What does that mean for EVP? Well, nothing, really, because my study here isn’t particularly scientific. Just because a phledgling phonetician doesn’t see speech through one method of analysis doesn’t mean it’s not there. Also, I can’t be sure what sorts of filters were used that might have changed the sound quality. I’m not sure what results a different file would yield.

However, even if this were a perfect analysis, all that I’m proving here is that it’s actually similar to normal human speech. The EVP people will still defend their assertions, and the skeptics will still have their objections to their claims (and methodology, and other such things).

The difficulty with Paraphonetics

The other relevant question is whether such study really matters at all. To the people who believe in EVP, the clarity (or closeness to normal human speech) may not be particularly relevant.

Phonetics is a very exact sort of science, but anything to do with the paranormal is extremely subjective.

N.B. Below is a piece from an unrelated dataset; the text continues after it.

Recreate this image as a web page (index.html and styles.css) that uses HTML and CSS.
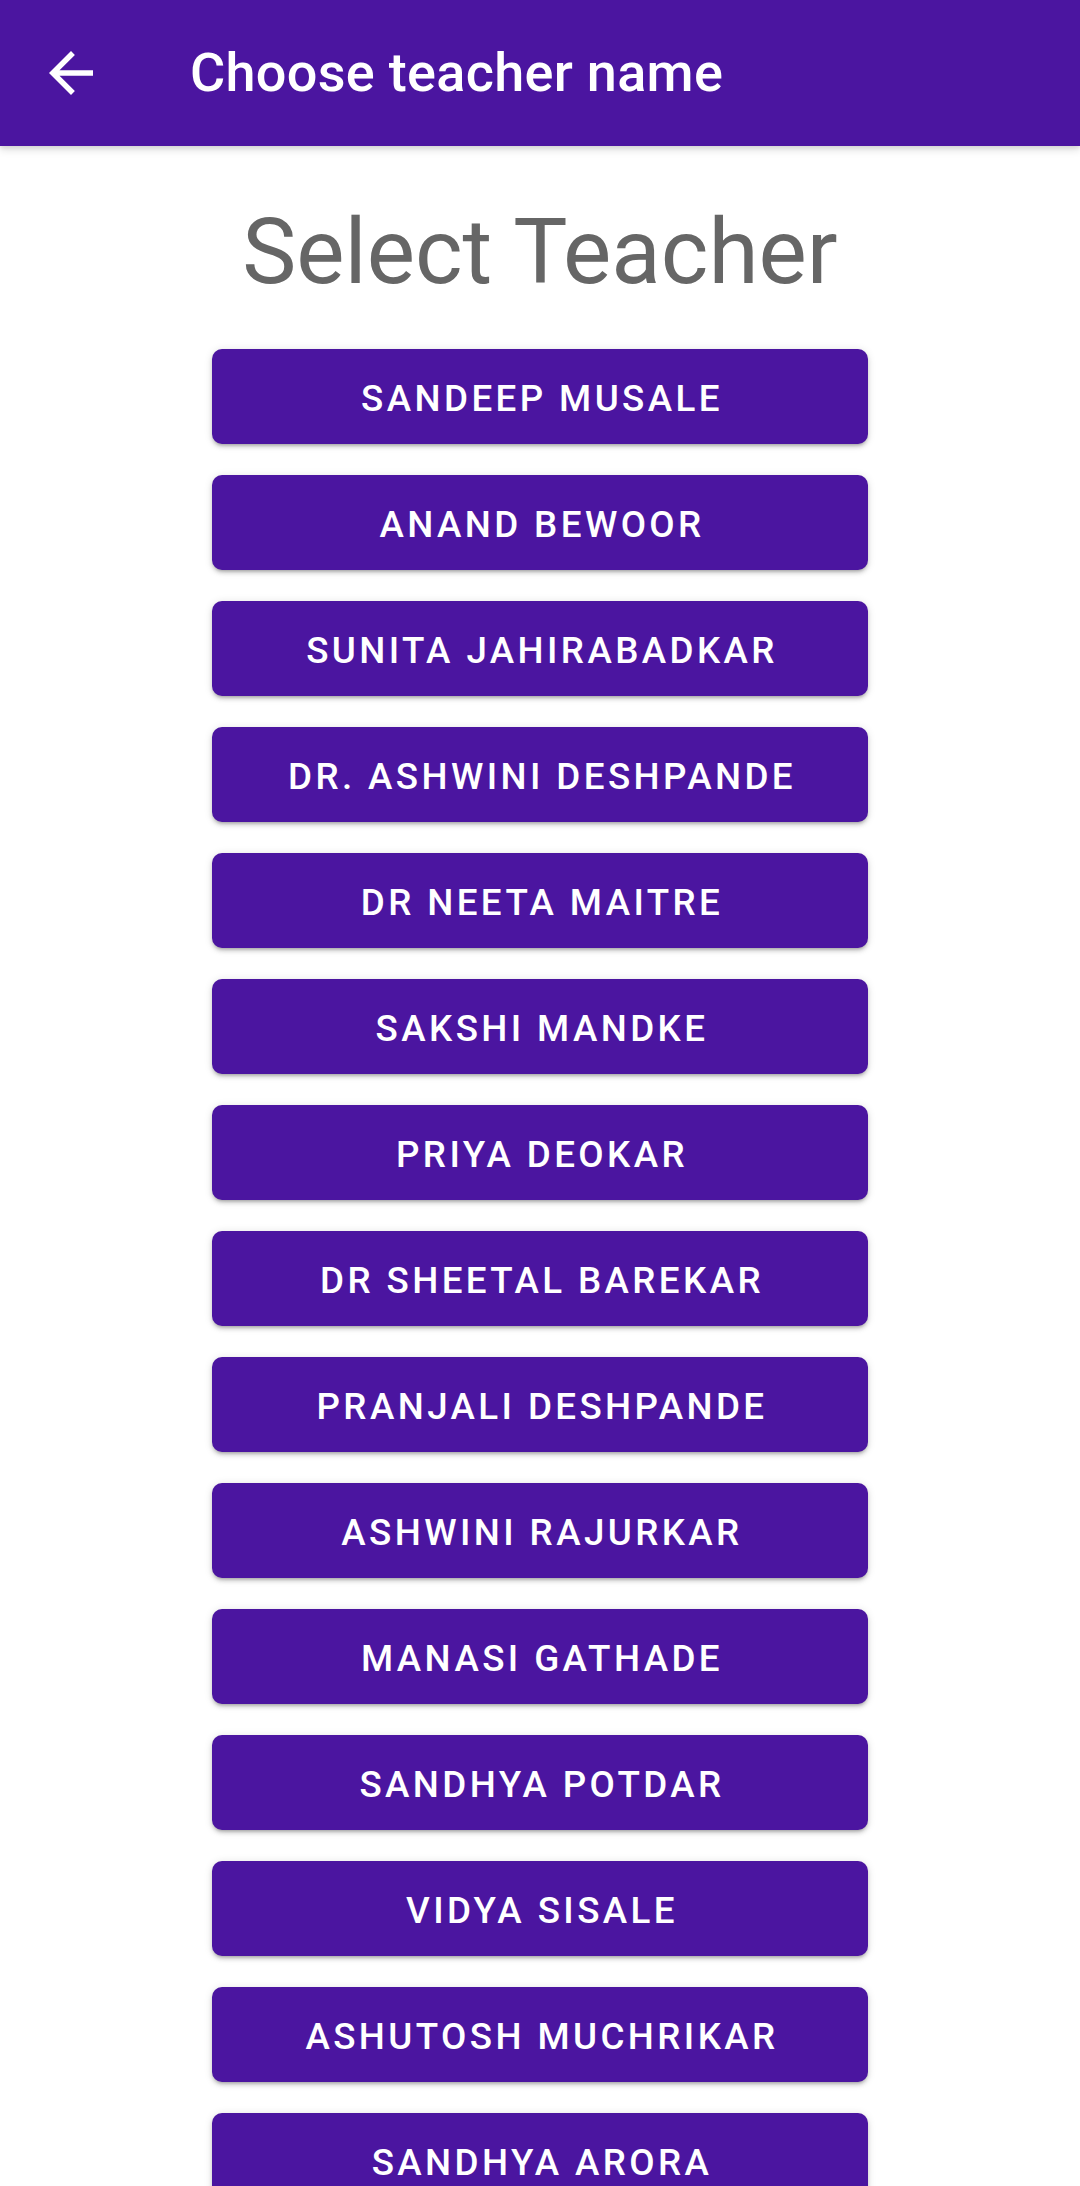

We can scientifically measure things all day long, but in the end, these sorts of phenomena depend on the interpretation of the listener. Perhaps Vicki Talbott heard “evidentiality” in that noise because of her previous question (using context to make sense of inaudible portions of a “conversation”). Perhaps the noise just coincidentally sounds enough like “evidentiality” to trip the human brain’s speech analysis functions. However, as is the case with all paranormal claims, one can never prove the negative (we can’t prove completely that nothing paranormal occurred in this tape). You’re welcome to believe whatever you’d like on the subject.

Regardless, next time you go out ghost-hunting, you might want to grab a copy of Praat. It can never hurt, and at the very least, Praat can help you find some phantom formants in the background noise. It might not sound scary to you, but in the middle of a research project, they can be downright terrifying.